I did not see the irony in what was evolving during my entire eighteen months in the “field.” Not only was I unable to apply my whys on them, but the information I did get could not in good conscience be reported since it might have had strategic value to the police in Brooklyn. (While it might seem to be a citizen’s obligation to help the police, I was first the scientist here, so I had to be impartial, and it was certain that the Rastas would have gained no corresponding advantage from my work, so I felt compelled to withhold it. So, in the absence of any usable information, my project had failed utterly. I tried to quit but my professors advised me not to “burn bridges” and just take some time to think.

That time turned out to be two years, during which I did something that would be relevant later, but immediately after which I was able to justify presenting my own beliefs as the appropriate product of my research with the Rastas. The type of research most characteristic of anthropology is participant observation, according to which the researcher becomes part of the society he is studying. In effect, my true “participation” as a white anthropologist in Rasta society was to respond to their questions by justifying myself.

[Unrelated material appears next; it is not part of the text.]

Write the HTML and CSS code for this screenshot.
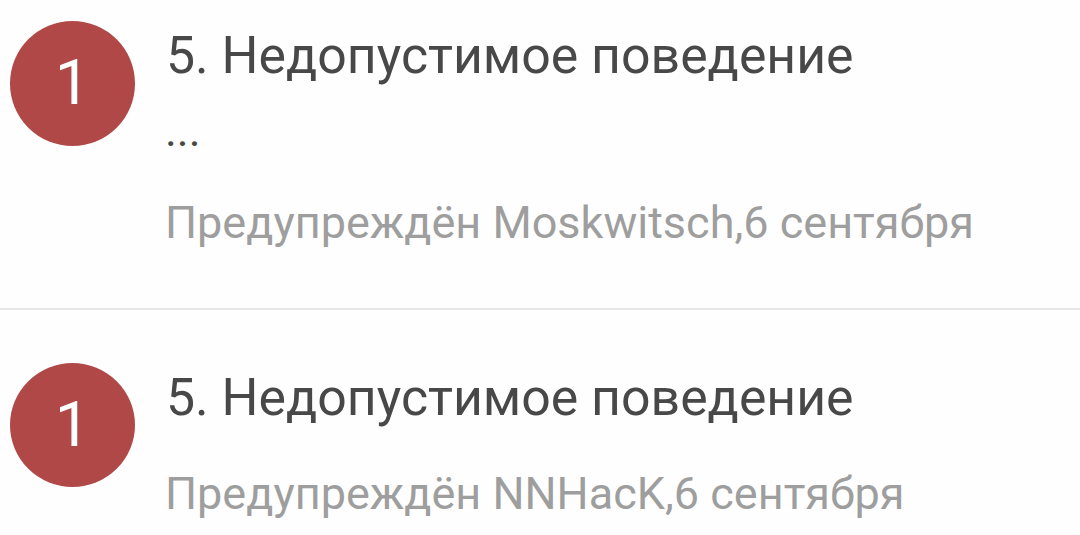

After the Rastas started me out, I continued the process of asking the whys programmatically, with myself as the subject, partly in preparation for my next meeting with the Rastas. And after quitting the field I continued to ply the whys, with a final product of 91 basic beliefs. I titled the dissertation “Ras TafarI and the Religion of Anthropology,” in which the “religion” was mine, and the work passed a review by three anthropologists (one a devoted communist, another a doctrinaire capitalist) plus a sociologist, a historian and a philosopher. (There is, by the way, an established sub-field, the anthropology of anthropology, in which the research is about the culture of anthropologists, as there is about the cultures of other professions.)